— begin RECORDS PROVIDED —

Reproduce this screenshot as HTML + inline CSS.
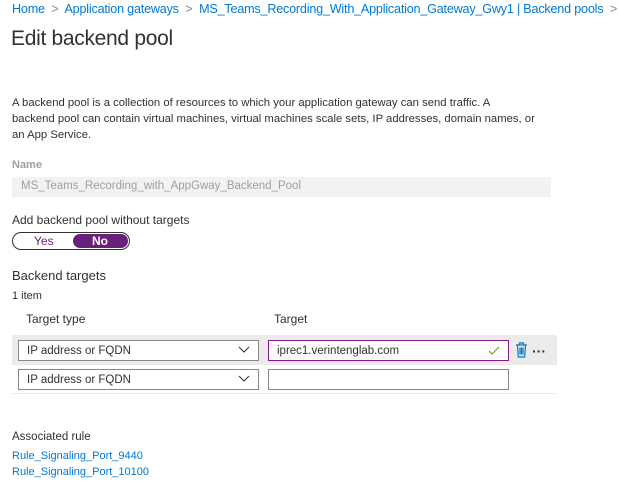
<!DOCTYPE html>
<html><head><style>
body{margin:0;width:619px;height:482px;background:#fff;font-family:"Liberation Sans",sans-serif;color:#323130;position:relative;overflow:hidden}
.a{position:absolute;white-space:nowrap}
.l{color:#0078d4}
.s{font-size:12px}
.box{position:absolute;border:1px solid #8a8886;background:#fff;box-sizing:border-box;font-size:12px;line-height:20px;padding-left:8px}
.chev{position:absolute;right:8px;top:5px}
</style></head><body>
<div class="a s l" style="left:12px;top:2px;font-size:12.6px;letter-spacing:-0.2px">Home <span style="color:#8a8886">&nbsp;&gt;&nbsp;</span> Application gateways <span style="color:#8a8886">&nbsp;&gt;&nbsp;</span> MS_Teams_Recording_With_Application_Gateway_Gwy1 | Backend pools <span style="color:#8a8886">&nbsp;&gt;</span></div>
<div class="a" style="left:11px;top:27px;font-size:21px;letter-spacing:-0.3px">Edit backend pool</div>
<div class="a s" style="left:12px;top:95px;line-height:16px;font-size:11.3px">A backend pool is a collection of resources to which your application gateway can send traffic. A<br>backend pool can contain virtual machines, virtual machines scale sets, IP addresses, domain names, or<br>an App Service.</div>
<div class="a s" style="left:12px;top:159px;color:#a19f9d;font-weight:bold;font-size:11px">Name</div>
<div class="a" style="left:12px;top:177px;width:539px;height:20px;background:#f3f2f1"></div>
<div class="a s" style="left:21px;top:180px;color:#a19f9d;font-size:11.5px">MS_Teams_Recording_with_AppGway_Backend_Pool</div>
<div class="a s" style="left:12px;top:213px;font-size:12px">Add backend pool without targets</div>
<div class="a" style="left:12px;top:232px;width:118px;height:18px;border:1px solid #323130;border-radius:10px;box-sizing:border-box"></div>
<div class="a" style="left:73px;top:234px;width:55px;height:14px;background:#68217a;border-radius:8px"></div>
<div class="a s" style="left:34px;top:234px;color:#68217a">Yes</div>
<div class="a s" style="left:92px;top:234px;color:#fff;font-weight:bold">No</div>
<div class="a" style="left:12px;top:268px;font-size:13px">Backend targets</div>
<div class="a s" style="left:12px;top:290px;font-size:11px">1 item</div>
<div class="a s" style="left:26px;top:312px">Target type</div>
<div class="a s" style="left:274px;top:312px">Target</div>
<div class="a" style="left:12px;top:335px;width:545px;height:30px;background:#edebe9"></div>
<div class="box" style="left:18px;top:340px;width:241px;height:21px;font-size:11.5px">IP address or FQDN<svg class="chev" width="12" height="8" viewBox="0 0 12 8"><path d="M1 1l5 5 5-5" fill="none" stroke="#323130"/></svg></div>
<div class="box" style="left:268px;top:340px;width:241px;height:21px;border-color:#881798;font-size:11.5px">iprec1.verintenglab.com<svg class="chev" width="12" height="10" viewBox="0 0 12 10"><path d="M1 5l3 3 7-7" fill="none" stroke="#57a300"/></svg></div>
<svg class="a" style="left:515px;top:342px" width="13" height="16" viewBox="0 0 13 16"><path d="M1 3h11M4.5 3V1h4v2M2.5 3l.8 12h6.4l.8-12M5 5.5v7M6.5 5.5v7M8 5.5v7" fill="none" stroke="#0078d4" stroke-width="1.2"/></svg>
<div class="a" style="left:532px;top:343px;font-size:14px;color:#323130;font-weight:bold">···</div>
<div class="box" style="left:18px;top:369px;width:241px;height:21px;font-size:11.5px">IP address or FQDN<svg class="chev" width="12" height="8" viewBox="0 0 12 8"><path d="M1 1l5 5 5-5" fill="none" stroke="#323130"/></svg></div>
<div class="box" style="left:268px;top:369px;width:241px;height:21px"></div>
<div class="a" style="left:12px;top:393px;width:545px;height:1px;background:#edebe9"></div>
<div class="a s" style="left:12px;top:431px;font-size:11.5px">Associated rule</div>
<div class="a s l" style="left:12px;top:450px;font-size:11px">Rule_Signaling_Port_9440</div>
<div class="a s l" style="left:12px;top:466px;font-size:11px">Rule_Signaling_Port_10100</div>
</body></html>
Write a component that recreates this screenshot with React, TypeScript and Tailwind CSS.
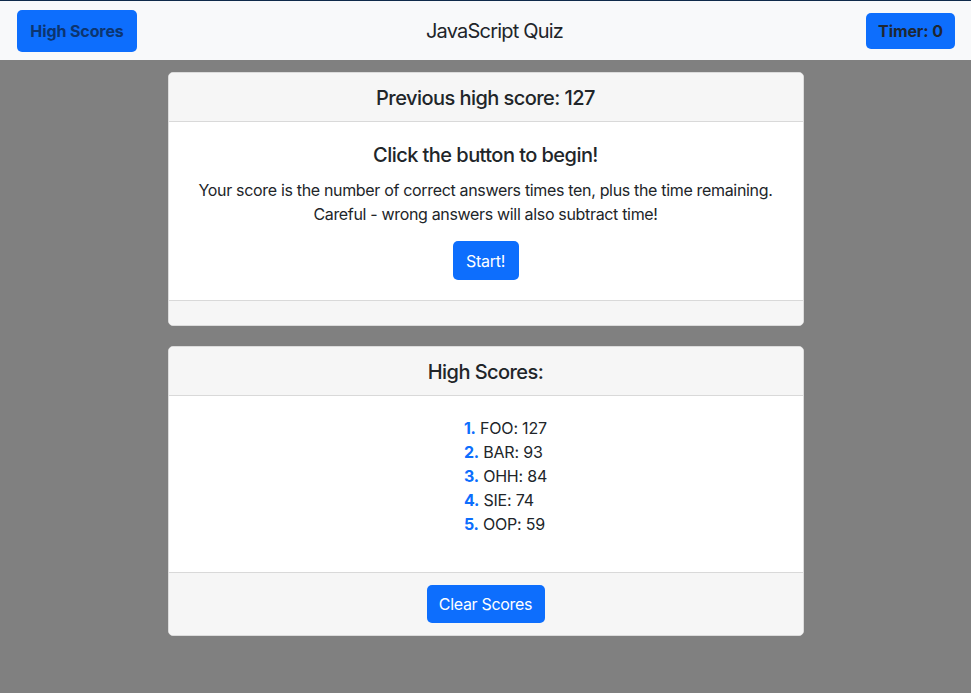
const scores = [
  { name: "FOO", score: 127 },
  { name: "BAR", score: 93 },
  { name: "OHH", score: 84 },
  { name: "SIE", score: 74 },
  { name: "OOP", score: 59 },
];

export default function App() {
  return (
    <div
      className="flex min-h-[693px] flex-col bg-[#808080] tracking-[-0.3px] text-[#212529]"
      style={{ fontFamily: "Inter, 'Noto Sans', sans-serif" }}
    >
      {/* Top bar */}
      <header className="flex h-[60px] items-center justify-between border-t border-[#0f2a4a] bg-[#f8f9fa] pl-[17px] pr-4">
        <button className="h-[42px] w-[120px] rounded-[5px] bg-[#0d6efd] text-base font-bold tracking-[-0.1px] text-[#0c3570]">
          High Scores
        </button>
        <h1 className="pr-[14px] text-xl font-normal tracking-[-0.8px]">JavaScript Quiz</h1>
        <button className="mt-[1px] h-[36px] w-[89px] rounded-[5px] bg-[#0d6efd] text-base font-bold tracking-[-0.1px] text-[#1f2733]">
          Timer: 0
        </button>
      </header>

      <main className="mx-auto flex w-[636px] flex-col gap-[20px] pt-3">
        {/* Start card */}
        <section className="overflow-hidden rounded-[5px] border border-[#dcdcdc] bg-white">
          <div className="flex h-[49px] items-center justify-center border-b border-[#d9d9d9] bg-[#f6f6f6]">
            <h2 className="pt-[2px] text-xl font-medium tracking-[-0.55px]">Previous high score: 127</h2>
          </div>
          <div className="flex h-[178px] flex-col items-center pt-[21px] text-center">
            <h3 className="text-xl font-medium leading-6 tracking-[-0.55px]">Click the button to begin!</h3>
            <p className="mt-[11px] text-base leading-6 tracking-[-0.33px]">
              Your score is the number of correct answers times ten, plus the time remaining.
              <br />
              Careful - wrong answers will also subtract time!
            </p>
            <button className="mt-[15px] h-[39px] w-[66px] rounded-[5px] bg-[#0d6efd] text-base text-white">
              Start!
            </button>
          </div>
          <div className="h-[25px] border-t border-[#d9d9d9] bg-[#f6f6f6]" />
        </section>

        {/* High scores card */}
        <section className="overflow-hidden rounded-[5px] border border-[#dcdcdc] bg-white">
          <div className="flex h-[49px] items-center justify-center border-b border-[#d9d9d9] bg-[#f6f6f6]">
            <h2 className="pt-[1px] text-xl font-medium tracking-[-0.55px]">High Scores:</h2>
          </div>
          <div className="h-[176px] pt-[20px] text-center">
            <ol className="inline-block pl-10 text-left text-base leading-6 tracking-[-0.2px]">
              {scores.map((s, i) => (
                <li key={s.name}>
                  <span className="font-bold text-[#0d6efd]">{i + 1}.</span> {s.name}: {s.score}
                </li>
              ))}
            </ol>
          </div>
          <div className="flex h-[63px] items-center justify-center border-t border-[#d9d9d9] bg-[#f6f6f6]">
            <button className="h-[38px] w-[118px] rounded-[5px] bg-[#0d6efd] text-base text-white">
              Clear Scores
            </button>
          </div>
        </section>
      </main>
    </div>
  );
}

— end RECORDS PROVIDED —

EXERCISE DESCRIPTION >>
In your copy, leave out the pictures and reproduce the material above exactly.

CORRECT RESULT >>
Reproduce this screenshot as HTML + inline CSS.
<!DOCTYPE html>
<html><head><style>
body{margin:0;width:619px;height:482px;background:#fff;font-family:"Liberation Sans",sans-serif;color:#323130;position:relative;overflow:hidden}
.a{position:absolute;white-space:nowrap}
.l{color:#0078d4}
.s{font-size:12px}
.box{position:absolute;border:1px solid #8a8886;background:#fff;box-sizing:border-box;font-size:12px;line-height:20px;padding-left:8px}
.chev{position:absolute;right:8px;top:5px}
</style></head><body>
<div class="a s l" style="left:12px;top:2px;font-size:12.6px;letter-spacing:-0.2px">Home <span style="color:#8a8886">&nbsp;&gt;&nbsp;</span> Application gateways <span style="color:#8a8886">&nbsp;&gt;&nbsp;</span> MS_Teams_Recording_With_Application_Gateway_Gwy1 | Backend pools <span style="color:#8a8886">&nbsp;&gt;</span></div>
<div class="a" style="left:11px;top:27px;font-size:21px;letter-spacing:-0.3px">Edit backend pool</div>
<div class="a s" style="left:12px;top:95px;line-height:16px;font-size:11.3px">A backend pool is a collection of resources to which your application gateway can send traffic. A<br>backend pool can contain virtual machines, virtual machines scale sets, IP addresses, domain names, or<br>an App Service.</div>
<div class="a s" style="left:12px;top:159px;color:#a19f9d;font-weight:bold;font-size:11px">Name</div>
<div class="a" style="left:12px;top:177px;width:539px;height:20px;background:#f3f2f1"></div>
<div class="a s" style="left:21px;top:180px;color:#a19f9d;font-size:11.5px">MS_Teams_Recording_with_AppGway_Backend_Pool</div>
<div class="a s" style="left:12px;top:213px;font-size:12px">Add backend pool without targets</div>
<div class="a" style="left:12px;top:232px;width:118px;height:18px;border:1px solid #323130;border-radius:10px;box-sizing:border-box"></div>
<div class="a" style="left:73px;top:234px;width:55px;height:14px;background:#68217a;border-radius:8px"></div>
<div class="a s" style="left:34px;top:234px;color:#68217a">Yes</div>
<div class="a s" style="left:92px;top:234px;color:#fff;font-weight:bold">No</div>
<div class="a" style="left:12px;top:268px;font-size:13px">Backend targets</div>
<div class="a s" style="left:12px;top:290px;font-size:11px">1 item</div>
<div class="a s" style="left:26px;top:312px">Target type</div>
<div class="a s" style="left:274px;top:312px">Target</div>
<div class="a" style="left:12px;top:335px;width:545px;height:30px;background:#edebe9"></div>
<div class="box" style="left:18px;top:340px;width:241px;height:21px;font-size:11.5px">IP address or FQDN<svg class="chev" width="12" height="8" viewBox="0 0 12 8"><path d="M1 1l5 5 5-5" fill="none" stroke="#323130"/></svg></div>
<div class="box" style="left:268px;top:340px;width:241px;height:21px;border-color:#881798;font-size:11.5px">iprec1.verintenglab.com<svg class="chev" width="12" height="10" viewBox="0 0 12 10"><path d="M1 5l3 3 7-7" fill="none" stroke="#57a300"/></svg></div>
<svg class="a" style="left:515px;top:342px" width="13" height="16" viewBox="0 0 13 16"><path d="M1 3h11M4.5 3V1h4v2M2.5 3l.8 12h6.4l.8-12M5 5.5v7M6.5 5.5v7M8 5.5v7" fill="none" stroke="#0078d4" stroke-width="1.2"/></svg>
<div class="a" style="left:532px;top:343px;font-size:14px;color:#323130;font-weight:bold">···</div>
<div class="box" style="left:18px;top:369px;width:241px;height:21px;font-size:11.5px">IP address or FQDN<svg class="chev" width="12" height="8" viewBox="0 0 12 8"><path d="M1 1l5 5 5-5" fill="none" stroke="#323130"/></svg></div>
<div class="box" style="left:268px;top:369px;width:241px;height:21px"></div>
<div class="a" style="left:12px;top:393px;width:545px;height:1px;background:#edebe9"></div>
<div class="a s" style="left:12px;top:431px;font-size:11.5px">Associated rule</div>
<div class="a s l" style="left:12px;top:450px;font-size:11px">Rule_Signaling_Port_9440</div>
<div class="a s l" style="left:12px;top:466px;font-size:11px">Rule_Signaling_Port_10100</div>
</body></html>
Write a component that recreates this screenshot with React, TypeScript and Tailwind CSS.
const scores = [
  { name: "FOO", score: 127 },
  { name: "BAR", score: 93 },
  { name: "OHH", score: 84 },
  { name: "SIE", score: 74 },
  { name: "OOP", score: 59 },
];

export default function App() {
  return (
    <div
      className="flex min-h-[693px] flex-col bg-[#808080] tracking-[-0.3px] text-[#212529]"
      style={{ fontFamily: "Inter, 'Noto Sans', sans-serif" }}
    >
      {/* Top bar */}
      <header className="flex h-[60px] items-center justify-between border-t border-[#0f2a4a] bg-[#f8f9fa] pl-[17px] pr-4">
        <button className="h-[42px] w-[120px] rounded-[5px] bg-[#0d6efd] text-base font-bold tracking-[-0.1px] text-[#0c3570]">
          High Scores
        </button>
        <h1 className="pr-[14px] text-xl font-normal tracking-[-0.8px]">JavaScript Quiz</h1>
        <button className="mt-[1px] h-[36px] w-[89px] rounded-[5px] bg-[#0d6efd] text-base font-bold tracking-[-0.1px] text-[#1f2733]">
          Timer: 0
        </button>
      </header>

      <main className="mx-auto flex w-[636px] flex-col gap-[20px] pt-3">
        {/* Start card */}
        <section className="overflow-hidden rounded-[5px] border border-[#dcdcdc] bg-white">
          <div className="flex h-[49px] items-center justify-center border-b border-[#d9d9d9] bg-[#f6f6f6]">
            <h2 className="pt-[2px] text-xl font-medium tracking-[-0.55px]">Previous high score: 127</h2>
          </div>
          <div className="flex h-[178px] flex-col items-center pt-[21px] text-center">
            <h3 className="text-xl font-medium leading-6 tracking-[-0.55px]">Click the button to begin!</h3>
            <p className="mt-[11px] text-base leading-6 tracking-[-0.33px]">
              Your score is the number of correct answers times ten, plus the time remaining.
              <br />
              Careful - wrong answers will also subtract time!
            </p>
            <button className="mt-[15px] h-[39px] w-[66px] rounded-[5px] bg-[#0d6efd] text-base text-white">
              Start!
            </button>
          </div>
          <div className="h-[25px] border-t border-[#d9d9d9] bg-[#f6f6f6]" />
        </section>

        {/* High scores card */}
        <section className="overflow-hidden rounded-[5px] border border-[#dcdcdc] bg-white">
          <div className="flex h-[49px] items-center justify-center border-b border-[#d9d9d9] bg-[#f6f6f6]">
            <h2 className="pt-[1px] text-xl font-medium tracking-[-0.55px]">High Scores:</h2>
          </div>
          <div className="h-[176px] pt-[20px] text-center">
            <ol className="inline-block pl-10 text-left text-base leading-6 tracking-[-0.2px]">
              {scores.map((s, i) => (
                <li key={s.name}>
                  <span className="font-bold text-[#0d6efd]">{i + 1}.</span> {s.name}: {s.score}
                </li>
              ))}
            </ol>
          </div>
          <div className="flex h-[63px] items-center justify-center border-t border-[#d9d9d9] bg-[#f6f6f6]">
            <button className="h-[38px] w-[118px] rounded-[5px] bg-[#0d6efd] text-base text-white">
              Clear Scores
            </button>
          </div>
        </section>
      </main>
    </div>
  );
}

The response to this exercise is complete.